Whose was this heathen army? The Anglo-Saxon Chronicle, a record of the fortunes of West Saxon kings compiled for King Ælfred (871–899; he was unrelated to the ealdorman) uses the term mycel hæthen here, Great Heathen Army, exclusively for the Scandinavian Vikings who arrived in huge numbers in East Anglia in 865, triggering a series of wars that lasted on and off for nearly a century. Campaigns in 871, 877–8 and 893–4, to say nothing of innumerable raids, left the British kingdoms on their knees. Monasteries were raided and despoiled, their treasured libraries ransacked, their monks taken into slavery. East Anglia, Northumbria and East Mercia fell one by one until, in the bleak winter of 877–8, King Ælfred was forced to flee with a small band of followers to a redoubt in the Somerset marshes at Athelney, as Wessex lay at the mercy of the Danish king Guthrum. Ælfred’s legendary fightback against the mycel here is the stuff of heroic folk tale.
In later years, when interludes of peace and prosperity allowed, the pious and philosophical Ælfred was able to embark on a sort of renaissance project for the English. He had famously learned to read as an adult and his enthusiasm for literature led him to attempt translations, from Latin into Old English, of those works ‘most necessary for all men to know.’ His concern for the decline in literacy among the clergy, caused partly by the Viking invasions but also by the increasing secularisation of Anglo-Saxon minster foundations, was matched by a passion for his native language and a strong desire to share it.
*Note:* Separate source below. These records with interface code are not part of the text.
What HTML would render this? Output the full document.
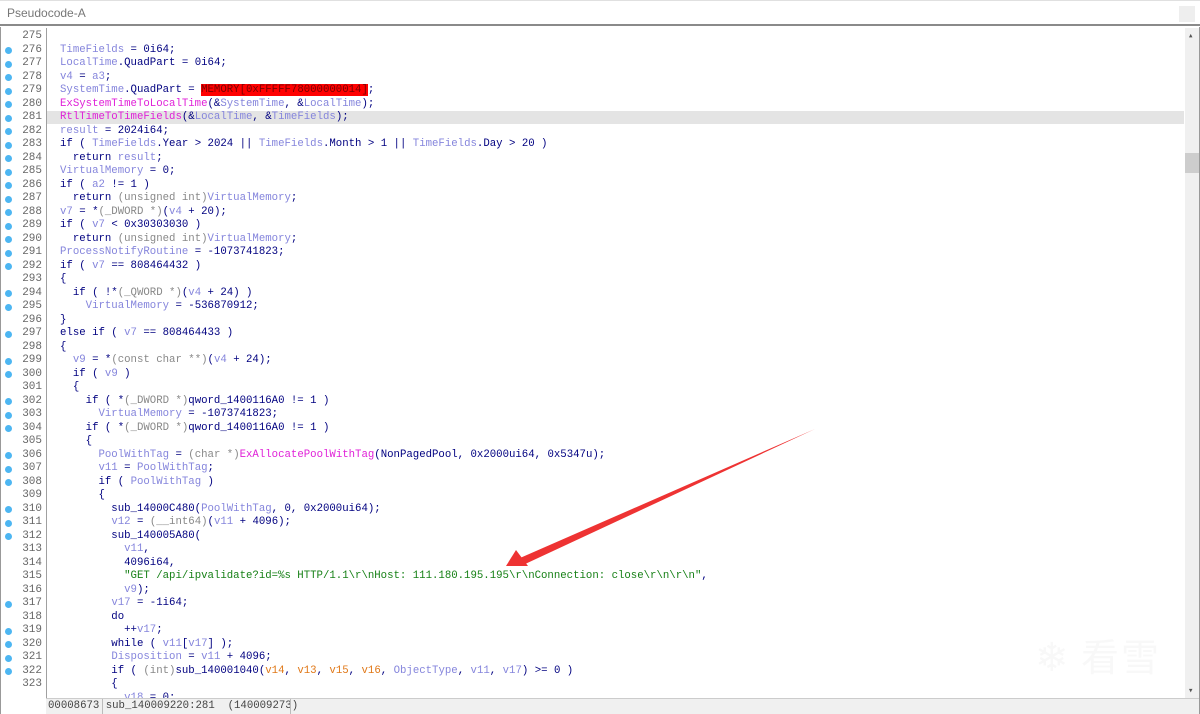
<!DOCTYPE html>
<html><head><meta charset="utf-8"><style>
body{margin:0;width:1200px;height:714px;background:#fff;overflow:hidden;position:relative;font-family:"Liberation Mono",monospace;}
#title{position:absolute;left:0;top:0;width:1200px;height:26px;background:#fff;border-top:1px solid #e0e0e0;border-bottom:2px solid #8a8a8a;box-sizing:border-box;}
#title span{position:absolute;left:7px;top:5px;font-family:"Liberation Sans",sans-serif;font-size:12px;color:#777;}
#tbtn{position:absolute;right:5px;top:5px;width:16px;height:16px;background:#eee;}
#frame{position:absolute;left:0;top:27px;width:1200px;height:687px;border-left:1px solid #999;border-right:1px solid #999;box-sizing:border-box;}
#sep{position:absolute;left:46px;top:28px;width:1px;height:670px;background:#a0a0a0;}
#hl{position:absolute;left:47px;top:111px;width:1137px;height:13px;background:#e4e4e4;}
.ln{position:absolute;left:0;width:42px;text-align:right;font-size:11px;color:#666;height:13.5px;line-height:13.5px;}
.dot{position:absolute;left:5px;width:7px;height:7px;border-radius:50%;background:#4db6f2;}
.c{position:absolute;left:60px;font-size:10.7px;white-space:pre;color:#000080;height:13.5px;line-height:13.5px;}
.v{color:#8585dc}.f{color:#e020d8}.o{color:#e07818}.s{color:#168016}.t{color:#888}
.red{background:#ff0000;color:#7a0000}
#sb{position:absolute;left:1185px;top:28px;width:14px;height:670px;background:#f0f0f0;}
#thumb{position:absolute;left:1185px;top:153px;width:14px;height:20px;background:#cdcdcd;}
#status{position:absolute;left:46px;top:698px;width:1153px;height:16px;background:#f0f0f0;border-top:1px solid #ccc;box-sizing:border-box;}
#status span{position:absolute;left:2px;top:1px;font-size:10.7px;color:#444;white-space:pre;}
#status i{position:absolute;left:244px;top:0;width:1px;height:15px;background:#bbb;}
#status b{position:absolute;left:56px;top:0;width:1px;height:15px;background:#bbb;}
#wm{position:absolute;left:1035px;top:625px;font-family:"Noto Sans CJK SC",sans-serif;font-size:38px;color:#f8f8f8;letter-spacing:2px;}
</style></head><body>
<div id="title"><span>Pseudocode-A</span><div id="tbtn"></div></div>
<div id="frame"></div>
<div id="hl"></div>
<div id="sep"></div>
<div id="code"></div>
<div id="wm"><span style="font-size:40px">❄</span> 看雪</div>
<div id="sb"><div style="position:absolute;left:3px;top:3px;font-size:9px;color:#555">▴</div><div style="position:absolute;left:3px;bottom:2px;font-size:9px;color:#555">▾</div></div>
<div id="thumb"></div>
<svg style="position:absolute;left:0;top:0" width="1200" height="714"><polygon points="815,429 520,558 523,565" fill="#ee3333"/><polygon points="506,566 516,550 528,566" fill="#ee3333"/></svg>
<div id="status"><span>00008673 sub_140009220:281  (140009273)</span><b></b><i></i></div>
<script>
var L=[
[275,0,''],
[276,1,'<span class=v>TimeFields</span> = 0i64;'],
[277,1,'<span class=v>LocalTime</span>.QuadPart = 0i64;'],
[278,1,'<span class=v>v4</span> = <span class=v>a3</span>;'],
[279,1,'<span class=v>SystemTime</span>.QuadPart = <span class=red>MEMORY[0xFFFFF78000000014]</span>;'],
[280,1,'<span class=f>ExSystemTimeToLocalTime</span>(&amp;<span class=v>SystemTime</span>, &amp;<span class=v>LocalTime</span>);'],
[281,1,'<span class=f>RtlTimeToTimeFields</span>(&amp;<span class=v>LocalTime</span>, &amp;<span class=v>TimeFields</span>);'],
[282,1,'<span class=v>result</span> = 2024i64;'],
[283,1,'if ( <span class=v>TimeFields</span>.Year &gt; 2024 || <span class=v>TimeFields</span>.Month &gt; 1 || <span class=v>TimeFields</span>.Day &gt; 20 )'],
[284,1,'  return <span class=v>result</span>;'],
[285,1,'<span class=v>VirtualMemory</span> = 0;'],
[286,1,'if ( <span class=v>a2</span> != 1 )'],
[287,1,'  return <span class=t>(unsigned int)</span><span class=v>VirtualMemory</span>;'],
[288,1,'<span class=v>v7</span> = *<span class=t>(_DWORD *)</span>(<span class=v>v4</span> + 20);'],
[289,1,'if ( <span class=v>v7</span> &lt; 0x30303030 )'],
[290,1,'  return <span class=t>(unsigned int)</span><span class=v>VirtualMemory</span>;'],
[291,1,'<span class=v>ProcessNotifyRoutine</span> = -1073741823;'],
[292,1,'if ( <span class=v>v7</span> == 808464432 )'],
[293,0,'{'],
[294,1,'  if ( !*<span class=t>(_QWORD *)</span>(<span class=v>v4</span> + 24) )'],
[295,1,'    <span class=v>VirtualMemory</span> = -536870912;'],
[296,0,'}'],
[297,1,'else if ( <span class=v>v7</span> == 808464433 )'],
[298,0,'{'],
[299,1,'  <span class=v>v9</span> = *<span class=t>(const char **)</span>(<span class=v>v4</span> + 24);'],
[300,1,'  if ( <span class=v>v9</span> )'],
[301,0,'  {'],
[302,1,'    if ( *<span class=t>(_DWORD *)</span>qword_1400116A0 != 1 )'],
[303,1,'      <span class=v>VirtualMemory</span> = -1073741823;'],
[304,1,'    if ( *<span class=t>(_DWORD *)</span>qword_1400116A0 != 1 )'],
[305,0,'    {'],
[306,1,'      <span class=v>PoolWithTag</span> = <span class=t>(char *)</span><span class=f>ExAllocatePoolWithTag</span>(NonPagedPool, 0x2000ui64, 0x5347u);'],
[307,1,'      <span class=v>v11</span> = <span class=v>PoolWithTag</span>;'],
[308,1,'      if ( <span class=v>PoolWithTag</span> )'],
[309,0,'      {'],
[310,1,'        sub_14000C480(<span class=v>PoolWithTag</span>, 0, 0x2000ui64);'],
[311,1,'        <span class=v>v12</span> = <span class=t>(__int64)</span>(<span class=v>v11</span> + 4096);'],
[312,1,'        sub_140005A80('],
[313,0,'          <span class=v>v11</span>,'],
[314,0,'          4096i64,'],
[315,0,'          <span class=s>"GET /api/ipvalidate?id=%s HTTP/1.1\\r\\nHost: 111.180.195.195\\r\\nConnection: close\\r\\n\\r\\n"</span>,'],
[316,0,'          <span class=v>v9</span>);'],
[317,1,'        <span class=v>v17</span> = -1i64;'],
[318,0,'        do'],
[319,1,'          ++<span class=v>v17</span>;'],
[320,1,'        while ( <span class=v>v11</span>[<span class=v>v17</span>] );'],
[321,1,'        <span class=v>Disposition</span> = <span class=v>v11</span> + 4096;'],
[322,1,'        if ( <span class=t>(int)</span>sub_140001040(<span class=o>v14</span>, <span class=o>v13</span>, <span class=o>v15</span>, <span class=o>v16</span>, <span class=v>ObjectType</span>, <span class=v>v11</span>, <span class=v>v17</span>) &gt;= 0 )'],
[323,0,'        {'],
[0,0,'          <span class=v>v18</span> = 0;']
];
var h='';
L.forEach(function(l,i){var y=30+i*13.5;
if(l[0])h+='<div class=ln style="top:'+y+'px">'+l[0]+'</div>';
if(l[1])h+='<div class=dot style="top:'+(y+3.5)+'px"></div>';
h+='<div class=c style="top:'+y+'px">'+l[2]+'</div>';});
document.getElementById('code').innerHTML=h;
</script>
</body></html>
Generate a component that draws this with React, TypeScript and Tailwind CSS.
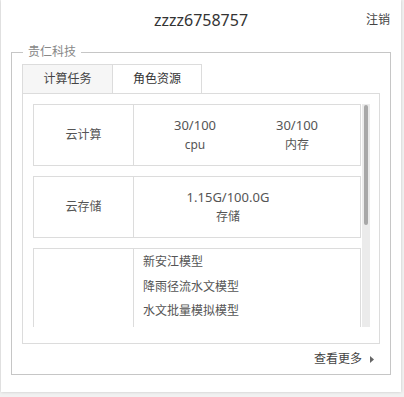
import React from "react";

const font = { fontFamily: '"Noto Sans", "Noto Sans CJK SC", sans-serif' };

function Cell({ top, bottom, w }: { top: string; bottom: string; w: string }) {
  return (
    <div className={`flex flex-col items-center ${w}`}>
      <div className="text-[13px] leading-[19px] text-[#555]">{top}</div>
      <div className="text-[12px] leading-[19px] text-[#555]">{bottom}</div>
    </div>
  );
}

export default function App() {
  return (
    <div className="w-[404px] h-[397px] bg-[#f1f1f1] overflow-hidden" style={font}>
      <div className="ml-[1px] w-[400px] h-[392px] bg-white shadow-[0_0_3px_rgba(0,0,0,0.18)] flex flex-col">
        {/* header */}
        <div className="grid grid-cols-[1fr_auto_1fr] items-center h-[40px]">
          <div />
          <div className="text-[16px] text-[#333] leading-[20px]">zzzz6758757</div>
          <div className="flex justify-end pr-[11px] text-[12px] text-[#444]">注销</div>
        </div>
        {/* fieldset */}
        <div className="relative mt-[12px] mx-[10px] h-[323px] border border-[#c6c6c6] pt-[11px] px-[10px] flex flex-col">
          <div className="absolute -top-[9px] left-[11px] px-[5px] bg-white text-[12px] leading-[16px] text-[#888]">
            贵仁科技
          </div>
          {/* tabs */}
          <div className="flex">
            <div className="w-[91px] h-[30px] border border-[#dcdcdc] bg-[#f6f6f6] flex items-center justify-center text-[12px] text-[#444]">
              计算任务
            </div>
            <div className="-ml-px w-[90px] h-[30px] border border-[#dcdcdc] border-b-white bg-white flex items-center justify-center text-[12px] text-[#333]">
              角色资源
            </div>
          </div>
          {/* panel */}
          <div className="-mt-px h-[251px] border border-[#dcdcdc] pt-[10px] pl-[10px] pr-[9px] pb-[16px] flex gap-[1px]">
            <div className="w-[328px] h-[223px] overflow-hidden flex flex-col gap-[10px]">
              <div className="shrink-0 h-[62px] border border-[#dcdcdc] flex">
                <div className="w-[100px] border-r border-[#dcdcdc] flex items-center justify-center text-[12px] text-[#555]">
                  云计算
                </div>
                <div className="flex-1 flex items-center pl-[10px]">
                  <Cell top="30/100" bottom="cpu" w="w-[102px]" />
                  <Cell top="30/100" bottom="内存" w="w-[102px]" />
                </div>
              </div>
              <div className="shrink-0 h-[62px] border border-[#dcdcdc] flex">
                <div className="w-[100px] border-r border-[#dcdcdc] flex items-center justify-center text-[12px] text-[#555]">
                  云存储
                </div>
                <div className="flex-1 flex items-center pl-[10px]">
                  <Cell top="1.15G/100.0G" bottom="存储" w="w-[168px]" />
                </div>
              </div>
              <div className="shrink-0 h-[100px] border border-[#dcdcdc] flex">
                <div className="w-[100px] border-r border-[#dcdcdc]" />
                <div className="flex-1 pl-[9px] pt-[1px] text-[12px] leading-[24.5px] text-[#555]">
                  <div>新安江模型</div>
                  <div>降雨径流水文模型</div>
                  <div>水文批量模拟模型</div>
                </div>
              </div>
            </div>
            {/* scrollbar */}
            <div className="w-[8px] h-[223px] bg-[#ebebeb] flex justify-center pt-[1px]">
              <div className="w-[4px] h-[120px] rounded-[2px] bg-[#a8a8a8]" />
            </div>
          </div>
          {/* footer */}
          <div className="flex-1 flex items-center justify-end pr-[5px]">
            <span className="text-[12px] text-[#444]">查看更多</span>
            <svg width="5" height="7" viewBox="0 0 5 7" className="ml-[8px]">
              <path d="M0 0 L4 3.5 L0 7 Z" fill="#666" />
            </svg>
          </div>
        </div>
      </div>
    </div>
  );
}
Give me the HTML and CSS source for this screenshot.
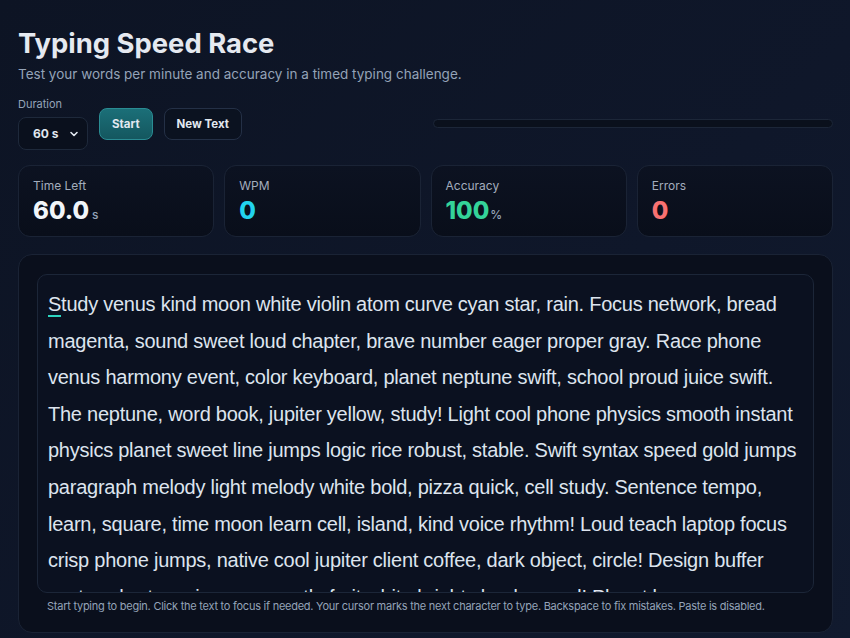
FILE: index.html
```html
<!DOCTYPE html>
<html lang="en">
<head>
  <meta charset="UTF-8" />
  <meta name="viewport" content="width=device-width, initial-scale=1.0"/>
  <title>Typing Speed Race</title>
  <link rel="stylesheet" href="styles.css">
</head>
<body>
  <div class="app">
    <h1>Typing Speed Race</h1>
    <p class="subtitle">Test your words per minute and accuracy in a timed typing challenge.</p>

    <div class="controls">
      <div class="field">
        <label for="duration">Duration</label>
        <div class="select">
          <span>60 s</span>
          <svg width="12" height="12" viewBox="0 0 12 12"><path d="M3 4.5l3 3 3-3" fill="none" stroke="#e2e8f0" stroke-width="1.6" stroke-linecap="round" stroke-linejoin="round"/></svg>
        </div>
      </div>
      <button class="btn btn-primary">Start</button>
      <button class="btn">New Text</button>
      <div class="progress"><div class="progress-fill" style="width: 0%"></div></div>
    </div>

    <div class="stats">
      <div class="stat">
        <div class="stat-label">Time Left</div>
        <div class="stat-value">60.0<span class="unit">s</span></div>
      </div>
      <div class="stat">
        <div class="stat-label">WPM</div>
        <div class="stat-value wpm">0</div>
      </div>
      <div class="stat">
        <div class="stat-label">Accuracy</div>
        <div class="stat-value acc">100<span class="unit">%</span></div>
      </div>
      <div class="stat">
        <div class="stat-label">Errors</div>
        <div class="stat-value err">0</div>
      </div>
    </div>

    <div class="panel">
      <div class="text-box"><span class="cursor">S</span>tudy venus kind moon white violin atom curve cyan star, rain. Focus network, bread magenta, sound sweet loud chapter, brave number eager proper gray. Race phone venus harmony event, color keyboard, planet neptune swift, school proud juice swift. The neptune, word book, jupiter yellow, study! Light cool phone physics smooth instant physics planet sweet line jumps logic rice robust, stable. Swift syntax speed gold jumps paragraph melody light melody white bold, pizza quick, cell study. Sentence tempo, learn, square, time moon learn cell, island, kind voice rhythm! Loud teach laptop focus crisp phone jumps, native cool jupiter client coffee, dark object, circle! Design buffer syntax short music wave, gentle fruit white bright cloud, sound! Planet learn green cosmic laptop energy.</div>
      <p class="hint">Start typing to begin. Click the text to focus if needed. Your cursor marks the next character to type. Backspace to fix mistakes. Paste is disabled.</p>
    </div>
  </div>
</body>
</html>
```

FILE: styles.css
```css
* {
  box-sizing: border-box;
}

body {
  margin: 0;
  padding: 24px 17px 0 18px;
  font-family: Inter, "Noto Sans", sans-serif;
  background: linear-gradient(135deg, #0d1424 0%, #0f172a 60%, #111a2e 100%);
  color: #e2e8f0;
  height: 638px;
  overflow: hidden;
}

h1 {
  margin: 0;
  font-size: 27.4px;
  line-height: 38px;
  font-weight: 700;
  color: #e5e9f0;
}

.subtitle {
  margin: 2px 0 0;
  font-size: 13.5px;
  line-height: 20px;
  color: #94a3b8;
}

.controls {
  display: flex;
  align-items: center;
  gap: 11px;
  margin-top: 13px;
}

.field {
  display: flex;
  flex-direction: column;
  gap: 6px;
}

.field label {
  font-size: 11px;
  line-height: 14px;
  color: #94a3b8;
}

.select {
  width: 70px;
  height: 33px;
  display: flex;
  align-items: center;
  justify-content: space-between;
  padding: 0 7px 0 14px;
  background: #0a101d;
  border: 1px solid #1e293b;
  border-radius: 8px;
  font-size: 12px;
  font-weight: 700;
  color: #e2e8f0;
}

.btn {
  height: 32px;
  padding: 0 12px;
  background: #0b1220;
  border: 1px solid #243046;
  border-radius: 8px;
  color: #e2e8f0;
  font-family: inherit;
  font-size: 11.5px;
  font-weight: 700;
  cursor: pointer;
}

.btn-primary {
  background: linear-gradient(180deg, #1b6f78 0%, #14575f 100%);
  border-color: #2a8c93;
}

.progress {
  flex: 1;
  height: 9px;
  margin-left: 180px;
  background: #0a101c;
  border: 1px solid #1c2638;
  border-radius: 6px;
  overflow: hidden;
}

.progress-fill {
  height: 100%;
  background: #22d3ee;
}

.stats {
  display: grid;
  grid-template-columns: repeat(4, 1fr);
  gap: 10px;
  margin-top: 15px;
}

.stat {
  height: 72px;
  padding: 12px 14px;
  background: linear-gradient(180deg, #0c1221 0%, #090e1a 100%);
  border: 1px solid #1a2335;
  border-radius: 12px;
}

.stat-label {
  font-size: 12px;
  line-height: 16px;
  color: #a3adbd;
}

.stat-value {
  margin-top: 2px;
  font-size: 24px;
  line-height: 30px;
  font-weight: 800;
  color: #f1f5f9;
}

.unit {
  margin-left: 3px;
  font-size: 12px;
  font-weight: 500;
  color: #94a3b8;
}

.stat-value.acc .unit {
  margin-left: 1px;
}

.wpm {
  color: #22d3ee;
}

.acc {
  color: #34d399;
}

.err {
  color: #f87171;
}

.panel {
  margin-top: 17px;
  padding: 19px 18px 0;
  height: 379px;
  background: #0a0f1c;
  border: 1px solid #1a2335;
  border-radius: 14px;
}

.text-box {
  height: 319px;
  overflow: hidden;
  padding: 11px 10px 0 10px;
  background: #0b1120;
  border: 1px solid #1c2638;
  border-radius: 10px;
  font-family: "Liberation Sans", Arial, sans-serif;
  font-size: 20px;
  line-height: 36.6px;
  letter-spacing: -0.25px;
  color: #dde4ee;
}

.cursor {
  border-bottom: 2px solid #2dd4bf;
}

.hint {
  margin: 5px 0 0 10px;
  font-size: 11px;
  line-height: 16px;
  letter-spacing: -0.25px;
  color: #94a3b8;
}
```
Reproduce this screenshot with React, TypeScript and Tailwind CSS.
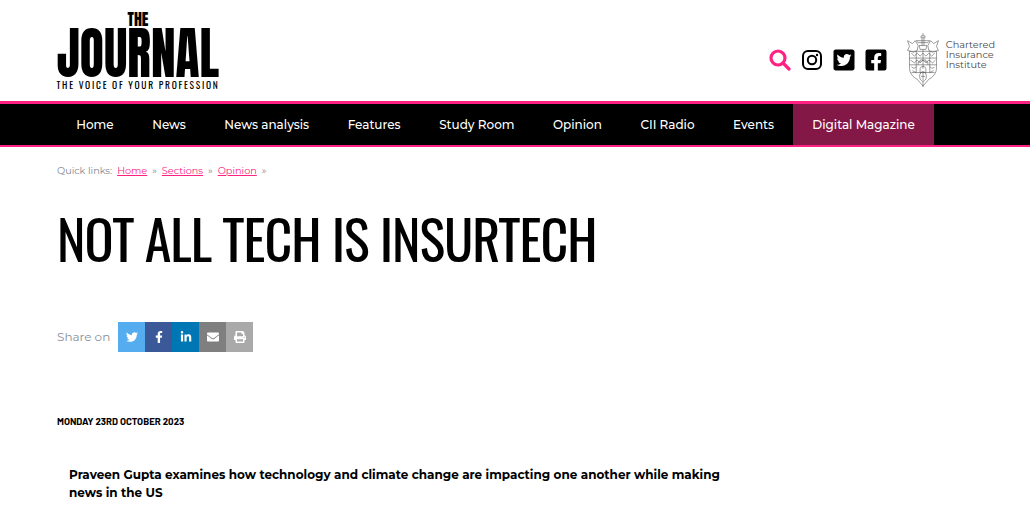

Ælfred believed that his fellow Englishmen – and women, judging by the number of Old English prayer books belonging to noblewomen that survive from the period – should read Bede’s History, Pope Gregory’s Pastoral Care, Boethius’s Consolation of Philosophy and Augustine’s Soliloquies. Learning led to wisdom; wisdom was the highest virtue and allowed men to rule justly. By the end of his reign Ælfred had assembled an elite group of learned men from Canterbury, from Mercia and from the Continent, to teach him and support his programme of education. There is even a hint that the king intended some sort of public dissemination of knowledge. James Campbell, former professorial reader at Worcester College, Oxford believed that copies of the Anglo-Saxon Chronicle were kept chained in some of the great cathedrals, to be consulted by those who could read it.
Ælfred’s ealdormen, the governors and leading nobles of the shires, evidently paid heed. The king’s namesake, the purchaser of the Codex Aureus, was one member of his court circle who followed his lead: and there is no doubting the standard of his literacy in Old English. Can we pin this ealdorman down? As it happens, a copy of his will survives in a collection of charters from Stowe. Judging by the disposition of his large estates he was the ealdorman of Surrey; and by the list of witnesses to that charter we can confirm that it was drawn up between 871 and 888, during the first half of Ælfred’s reign. Intriguingly, the bulk of his estates were left to his wife and daughter rather than to his son. None of them was to inherit the precious codex. His marginal inscription explains:
[...] We wish to present them to Christ Church to God's praise and glory and honour, and as thanksgiving for his sufferings, and for the use of the religious community which glorifies God daily in Christ Church; in order that they should be read aloud every month for Alfred and for Werburg and for Alhthryth, for the eternal salvation of their souls, as long as God decrees that Christianity should survive in that place. And also I, Ealdorman Alfred, and Werburg beg and entreat in the name of Almighty God and of all his saints that no man should be so presumptuous as to give away or remove these holy works from Christ Church as long as Christianity survives there. Ælfred + Werburg + Alhthryth their daughter.
Christ Church is the cathedral at Canterbury (the lucky recipient, also, of 100 pigs in the ealdorman’s will). The Codex was to be returned to the minster where it is likely that it had been produced’. In the inscription historians recognise key elements in the workings of aristocratic Anglo-Saxon society. Gifts were a primary form of exchange and, in return for restoring the lost gospels, Ælfred and his family were expecting the eternal prayers of the minster community at Canterbury: patronage was a two-way affair and books were a prime medium of such exchanges.
That books and literacy were so highly prized in an age when bands of feral men, hell bent on apocalyptic destruction and careless of the value of alien culture, roamed is something of a comfort. It reminds one forcibly of the strife of our own day, when the heroic preservation of ransacked libraries in Sarajevo and Timbuktu values the written word as high as life.
We can say a little more about the fate of the Golden Gospels. The only certainly recorded Viking raid on Canterbury in the ealdorman’s day occurred in 851, according to the Anglo-Saxon Chronicle. In that same year the raiders met the levies of King Æðelwulf (father of King Ælfred) in a famous battle at Acleah in Surrey, and were defeated with great slaughter. In the aftermath, perhaps, the survivors were glad to offload items like books which seemed to be held in such high regard by their Christian enemies.
Those Viking warlords who succeeded in conquering territories in eastern and northern England became, in their time, enthusiastic Christians — not least because of the appeal of literacy in recording laws, treaties and property transactions. They seem also to have rather liked their portraits appearing on coins along with their Latinised names, a cross on one side and the odd sword or hammer on the other. The Scandinavian kingdoms themselves underwent a long process of conversion during the tenth century, from which time their narrative history comes into clearer focus in European sources.
One of the ironies of this story is that ealdorman Ælfred’s invocation that his gift should never be moved from Canterbury ‘as long as Christianity survives there’ was not heeded. At some time in the medieval period it found its way to Spain, from where it was purchased in 1690 for the Swedish royal collection.